Items listed in a dataset
= = = =

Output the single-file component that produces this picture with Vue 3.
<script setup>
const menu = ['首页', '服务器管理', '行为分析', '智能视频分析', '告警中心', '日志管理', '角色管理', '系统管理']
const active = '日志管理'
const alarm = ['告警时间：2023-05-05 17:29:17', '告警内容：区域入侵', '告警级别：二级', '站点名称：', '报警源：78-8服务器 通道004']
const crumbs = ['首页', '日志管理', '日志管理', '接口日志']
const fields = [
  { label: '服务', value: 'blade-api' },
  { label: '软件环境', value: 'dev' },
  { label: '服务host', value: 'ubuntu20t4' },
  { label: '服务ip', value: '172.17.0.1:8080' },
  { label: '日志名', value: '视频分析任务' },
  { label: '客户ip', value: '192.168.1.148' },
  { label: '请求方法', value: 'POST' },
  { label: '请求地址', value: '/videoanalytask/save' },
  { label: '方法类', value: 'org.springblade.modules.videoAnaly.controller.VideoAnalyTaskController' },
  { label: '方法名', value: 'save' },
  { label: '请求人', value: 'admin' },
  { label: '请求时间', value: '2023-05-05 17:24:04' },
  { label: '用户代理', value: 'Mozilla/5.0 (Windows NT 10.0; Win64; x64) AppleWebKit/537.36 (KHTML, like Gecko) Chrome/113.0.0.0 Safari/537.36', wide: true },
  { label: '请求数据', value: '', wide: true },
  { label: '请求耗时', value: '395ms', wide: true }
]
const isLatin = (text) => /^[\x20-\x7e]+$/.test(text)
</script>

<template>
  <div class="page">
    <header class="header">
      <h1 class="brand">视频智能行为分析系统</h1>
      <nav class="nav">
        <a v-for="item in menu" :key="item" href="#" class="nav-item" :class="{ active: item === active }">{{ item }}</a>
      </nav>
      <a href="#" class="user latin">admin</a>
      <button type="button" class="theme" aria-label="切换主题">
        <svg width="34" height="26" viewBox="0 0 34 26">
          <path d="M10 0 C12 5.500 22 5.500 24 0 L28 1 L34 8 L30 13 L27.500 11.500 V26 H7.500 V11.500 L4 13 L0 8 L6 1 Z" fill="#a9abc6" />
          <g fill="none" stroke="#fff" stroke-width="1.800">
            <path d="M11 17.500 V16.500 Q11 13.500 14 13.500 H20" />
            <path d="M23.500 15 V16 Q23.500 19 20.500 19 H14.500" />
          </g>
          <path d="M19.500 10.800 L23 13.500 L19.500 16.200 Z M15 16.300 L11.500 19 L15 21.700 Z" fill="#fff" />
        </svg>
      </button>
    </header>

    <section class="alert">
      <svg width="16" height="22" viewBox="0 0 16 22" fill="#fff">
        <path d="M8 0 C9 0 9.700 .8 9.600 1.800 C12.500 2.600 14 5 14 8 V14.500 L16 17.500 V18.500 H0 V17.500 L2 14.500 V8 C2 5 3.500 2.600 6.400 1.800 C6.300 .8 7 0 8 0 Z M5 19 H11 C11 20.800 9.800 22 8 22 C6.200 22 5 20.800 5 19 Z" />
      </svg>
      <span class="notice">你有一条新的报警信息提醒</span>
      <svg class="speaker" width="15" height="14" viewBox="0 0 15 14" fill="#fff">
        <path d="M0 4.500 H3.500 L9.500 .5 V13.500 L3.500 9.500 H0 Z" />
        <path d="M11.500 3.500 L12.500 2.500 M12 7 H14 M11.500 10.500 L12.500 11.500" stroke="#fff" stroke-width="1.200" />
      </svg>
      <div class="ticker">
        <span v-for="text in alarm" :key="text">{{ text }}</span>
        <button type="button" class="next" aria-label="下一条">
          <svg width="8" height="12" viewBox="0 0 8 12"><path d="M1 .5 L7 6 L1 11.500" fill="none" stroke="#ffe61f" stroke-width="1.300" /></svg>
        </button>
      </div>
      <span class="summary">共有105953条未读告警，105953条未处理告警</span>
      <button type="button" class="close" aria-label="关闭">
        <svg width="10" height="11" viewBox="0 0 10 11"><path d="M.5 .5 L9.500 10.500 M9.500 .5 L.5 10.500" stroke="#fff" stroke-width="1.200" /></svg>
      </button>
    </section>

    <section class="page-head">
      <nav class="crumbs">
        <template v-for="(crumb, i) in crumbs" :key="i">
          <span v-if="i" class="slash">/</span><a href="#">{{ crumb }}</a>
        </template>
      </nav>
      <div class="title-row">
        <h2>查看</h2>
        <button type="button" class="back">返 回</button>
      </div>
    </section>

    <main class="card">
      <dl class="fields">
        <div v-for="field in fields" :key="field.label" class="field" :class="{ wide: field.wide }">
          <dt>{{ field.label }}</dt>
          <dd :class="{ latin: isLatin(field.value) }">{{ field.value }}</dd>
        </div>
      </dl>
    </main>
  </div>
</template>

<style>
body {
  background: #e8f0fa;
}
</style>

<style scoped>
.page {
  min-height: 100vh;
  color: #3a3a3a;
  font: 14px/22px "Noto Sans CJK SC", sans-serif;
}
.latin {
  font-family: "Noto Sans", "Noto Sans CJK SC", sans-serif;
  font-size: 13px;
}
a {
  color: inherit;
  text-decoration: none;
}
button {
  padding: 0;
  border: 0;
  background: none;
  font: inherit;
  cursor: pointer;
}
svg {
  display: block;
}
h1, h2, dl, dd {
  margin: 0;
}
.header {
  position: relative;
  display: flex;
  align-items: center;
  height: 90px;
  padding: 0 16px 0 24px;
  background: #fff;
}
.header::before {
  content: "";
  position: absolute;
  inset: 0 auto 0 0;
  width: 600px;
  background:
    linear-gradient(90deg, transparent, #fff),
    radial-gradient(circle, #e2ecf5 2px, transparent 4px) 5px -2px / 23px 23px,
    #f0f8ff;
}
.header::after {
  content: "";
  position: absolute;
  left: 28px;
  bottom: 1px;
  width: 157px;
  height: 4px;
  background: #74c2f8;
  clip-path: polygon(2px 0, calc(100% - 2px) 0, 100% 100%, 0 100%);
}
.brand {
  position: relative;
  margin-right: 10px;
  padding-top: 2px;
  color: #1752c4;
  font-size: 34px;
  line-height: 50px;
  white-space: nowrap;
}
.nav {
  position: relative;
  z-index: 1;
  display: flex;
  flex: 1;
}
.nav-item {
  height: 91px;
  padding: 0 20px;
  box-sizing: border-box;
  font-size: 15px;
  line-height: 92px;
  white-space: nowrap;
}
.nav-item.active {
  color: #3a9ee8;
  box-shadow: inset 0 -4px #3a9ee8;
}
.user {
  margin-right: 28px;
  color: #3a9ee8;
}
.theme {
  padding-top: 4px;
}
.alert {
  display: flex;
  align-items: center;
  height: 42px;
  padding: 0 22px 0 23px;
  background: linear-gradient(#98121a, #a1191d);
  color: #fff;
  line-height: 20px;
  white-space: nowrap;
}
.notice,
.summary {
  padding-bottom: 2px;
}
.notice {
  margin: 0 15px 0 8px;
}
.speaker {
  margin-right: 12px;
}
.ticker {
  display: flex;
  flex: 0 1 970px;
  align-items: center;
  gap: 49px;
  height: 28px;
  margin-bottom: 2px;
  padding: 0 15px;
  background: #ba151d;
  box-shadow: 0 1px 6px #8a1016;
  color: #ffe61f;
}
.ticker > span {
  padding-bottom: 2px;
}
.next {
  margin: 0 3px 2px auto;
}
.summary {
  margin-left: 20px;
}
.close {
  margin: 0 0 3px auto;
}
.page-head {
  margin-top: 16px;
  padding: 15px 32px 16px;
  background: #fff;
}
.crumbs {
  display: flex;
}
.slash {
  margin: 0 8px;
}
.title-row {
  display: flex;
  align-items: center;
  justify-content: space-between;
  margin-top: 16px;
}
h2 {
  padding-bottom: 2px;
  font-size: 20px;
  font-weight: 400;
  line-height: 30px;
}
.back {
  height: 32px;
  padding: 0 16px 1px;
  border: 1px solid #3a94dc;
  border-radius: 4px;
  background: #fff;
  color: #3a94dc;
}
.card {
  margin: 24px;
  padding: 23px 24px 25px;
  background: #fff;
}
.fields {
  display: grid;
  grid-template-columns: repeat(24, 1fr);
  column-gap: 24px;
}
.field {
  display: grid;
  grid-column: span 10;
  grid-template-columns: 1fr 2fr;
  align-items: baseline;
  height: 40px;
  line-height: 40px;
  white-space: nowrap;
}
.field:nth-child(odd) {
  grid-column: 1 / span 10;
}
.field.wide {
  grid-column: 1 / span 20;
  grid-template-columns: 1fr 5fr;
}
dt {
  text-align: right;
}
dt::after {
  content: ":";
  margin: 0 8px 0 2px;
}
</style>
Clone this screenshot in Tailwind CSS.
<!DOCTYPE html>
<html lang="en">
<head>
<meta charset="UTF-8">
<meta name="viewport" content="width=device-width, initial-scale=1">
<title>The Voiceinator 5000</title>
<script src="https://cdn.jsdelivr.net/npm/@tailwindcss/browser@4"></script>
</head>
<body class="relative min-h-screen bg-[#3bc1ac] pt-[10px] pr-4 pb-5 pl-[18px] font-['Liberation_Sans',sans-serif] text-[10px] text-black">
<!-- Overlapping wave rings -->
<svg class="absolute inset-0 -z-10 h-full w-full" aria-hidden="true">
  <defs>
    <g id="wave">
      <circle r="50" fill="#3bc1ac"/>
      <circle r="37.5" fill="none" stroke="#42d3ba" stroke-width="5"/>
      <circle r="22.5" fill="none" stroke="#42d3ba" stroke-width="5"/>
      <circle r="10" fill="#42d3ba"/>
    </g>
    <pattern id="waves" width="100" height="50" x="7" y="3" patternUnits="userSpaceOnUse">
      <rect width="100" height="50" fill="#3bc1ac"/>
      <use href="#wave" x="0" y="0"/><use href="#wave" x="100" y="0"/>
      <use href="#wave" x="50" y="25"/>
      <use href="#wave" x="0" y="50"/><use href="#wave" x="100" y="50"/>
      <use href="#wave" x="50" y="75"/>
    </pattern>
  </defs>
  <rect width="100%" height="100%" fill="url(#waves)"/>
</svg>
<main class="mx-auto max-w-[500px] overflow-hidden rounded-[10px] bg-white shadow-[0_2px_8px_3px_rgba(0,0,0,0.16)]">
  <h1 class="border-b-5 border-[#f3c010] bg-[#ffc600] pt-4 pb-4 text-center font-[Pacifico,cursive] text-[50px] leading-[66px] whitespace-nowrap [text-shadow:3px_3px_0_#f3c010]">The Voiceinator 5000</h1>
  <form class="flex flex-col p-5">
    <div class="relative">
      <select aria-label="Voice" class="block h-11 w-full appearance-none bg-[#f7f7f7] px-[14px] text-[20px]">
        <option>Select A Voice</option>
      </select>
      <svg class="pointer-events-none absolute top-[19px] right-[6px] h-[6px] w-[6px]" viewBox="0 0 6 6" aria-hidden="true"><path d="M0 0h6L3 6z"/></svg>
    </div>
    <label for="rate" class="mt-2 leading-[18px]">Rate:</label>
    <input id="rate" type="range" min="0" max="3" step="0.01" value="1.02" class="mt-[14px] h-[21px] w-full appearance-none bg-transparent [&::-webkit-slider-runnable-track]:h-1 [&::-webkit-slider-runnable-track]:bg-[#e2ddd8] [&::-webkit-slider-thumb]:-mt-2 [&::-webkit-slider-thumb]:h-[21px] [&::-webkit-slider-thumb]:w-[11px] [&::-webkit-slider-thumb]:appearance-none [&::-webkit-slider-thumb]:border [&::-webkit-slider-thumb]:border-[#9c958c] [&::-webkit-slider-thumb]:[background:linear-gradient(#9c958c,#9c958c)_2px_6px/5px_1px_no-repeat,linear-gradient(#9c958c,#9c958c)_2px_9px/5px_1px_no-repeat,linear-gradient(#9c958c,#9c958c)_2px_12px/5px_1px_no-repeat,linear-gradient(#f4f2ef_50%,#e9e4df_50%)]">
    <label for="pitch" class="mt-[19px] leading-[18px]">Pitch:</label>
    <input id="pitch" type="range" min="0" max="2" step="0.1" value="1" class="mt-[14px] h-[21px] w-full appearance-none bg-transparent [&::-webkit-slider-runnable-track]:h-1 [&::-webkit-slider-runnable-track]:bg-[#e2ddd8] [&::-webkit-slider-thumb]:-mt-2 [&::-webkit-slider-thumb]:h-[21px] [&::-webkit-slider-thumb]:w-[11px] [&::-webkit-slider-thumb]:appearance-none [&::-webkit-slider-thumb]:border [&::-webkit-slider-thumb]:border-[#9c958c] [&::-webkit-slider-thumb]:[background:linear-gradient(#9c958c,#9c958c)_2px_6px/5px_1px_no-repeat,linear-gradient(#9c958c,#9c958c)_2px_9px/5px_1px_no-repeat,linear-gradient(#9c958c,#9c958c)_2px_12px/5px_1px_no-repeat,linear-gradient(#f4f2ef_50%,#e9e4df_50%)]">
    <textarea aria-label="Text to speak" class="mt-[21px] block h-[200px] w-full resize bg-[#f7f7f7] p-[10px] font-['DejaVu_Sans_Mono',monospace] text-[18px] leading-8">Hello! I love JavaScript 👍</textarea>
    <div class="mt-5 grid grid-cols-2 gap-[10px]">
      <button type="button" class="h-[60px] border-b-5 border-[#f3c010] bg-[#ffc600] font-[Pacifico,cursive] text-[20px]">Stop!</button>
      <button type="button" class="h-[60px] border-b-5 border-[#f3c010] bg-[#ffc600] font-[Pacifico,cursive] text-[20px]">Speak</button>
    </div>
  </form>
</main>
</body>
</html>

= = = =

# [WHAT IS REQUIRED]
Look through the data above. Copy every line with the string "this" in it.

# [CORRECT OUTPUT]
Output the single-file component that produces this picture with Vue 3.
Clone this screenshot in Tailwind CSS.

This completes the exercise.